若山牧水やサザンオールスターズに、「国民的」と云う形容がつけられることがある。近現代短歌史に欠くべからざる歌人として、全出版社(高等学校)の教科書に短歌が掲載されれいる牧水。43年間にわたりヒットチャート上位の曲を創り続け、Jpopの先端を走り続けて来たサザン。国民の多くが知り得るという意味において、そのように語られるのだろう。過去には最大視聴率が50%を超えたことのある「8時だよ!全員集合」なども、「全員」の響きよろしく「国民的娯楽番組」と言われた時代があった。だが視聴率が「50%」で「怪物番組」なのであり、単純に考えて「半数」でしかない。「視聴しない」という個人も半数はいるわけで、「国民的」と呼ぶのは強引であると言わざるを得ない。現に僕の学校の級友や従姉妹なども、家庭で「全員集合」の視聴が禁止されていた。そんな「個人」の考えが背景にあっての「国民的」なのである。

「国民的」とすぐに言いたがる体質は、明治時代に由来する。幕末から明治の世の中を迎えて、各藩が「国」であった世の中が「日の本」の統一した国に大きく転換した。「尊王攘夷」の思想のもと、「夷狄」(外国人を野蛮と卑しめて呼ぶ語)と呼んだ外国船の渡来は「国」の観念を一変させた。(今年の大河ドラマを観るとよくわかる)幕末の志士は各藩の方言で喋るゆえ、なかなかコミュニケーションもままならなかった。そのために新学制が明治33年に制定され、「国語」という教科が誕生した。「令和」に改元される際に典拠として話題になった『万葉集』が「国書」であり「国民的歌集」だと喧伝されたのは、この明治の方針に由来するものだ。既に僕ら多くの研究者は、『万葉集』を「国民的」とは思っていない。明治政府が「国」を「形」にするために「国民的シンボル」を作り出し、半ば強引に民に押し付けたともいえよう。

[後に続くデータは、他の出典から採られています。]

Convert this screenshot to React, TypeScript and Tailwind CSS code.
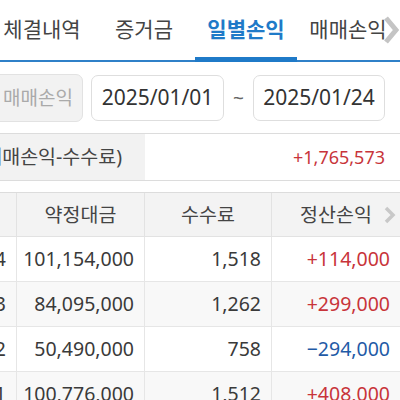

明治から153年目の今日、新型コロナがこの社会をあらためて暴き出している。都市部での緊急事態宣言、地方でも感染が急拡大している折ながら、「(国民的)聖火リレー」が宮崎にもやって来た。感染対策は「各藩の大名」がやってくれと言うが如く、地方自治体の長に委ねられている。いくつかの県知事は感情を露わに、「中止」に言及する会見を開いたりしている。歪極まりない「この国のかたち」、世界もまた危うさを含有するゆえに「国」として過剰に権力を行使するところが目立つ。今日向き合う「ひとりの学生」を尊重するように、「個人」が何よりも大切にされるのは何世紀になったら成し遂げられるのだろう。

あらためて考えたい「国民的」
僕らは社会の何を信じたらよいのだろう?
明治以降の社会に生きるという視点で考えたい。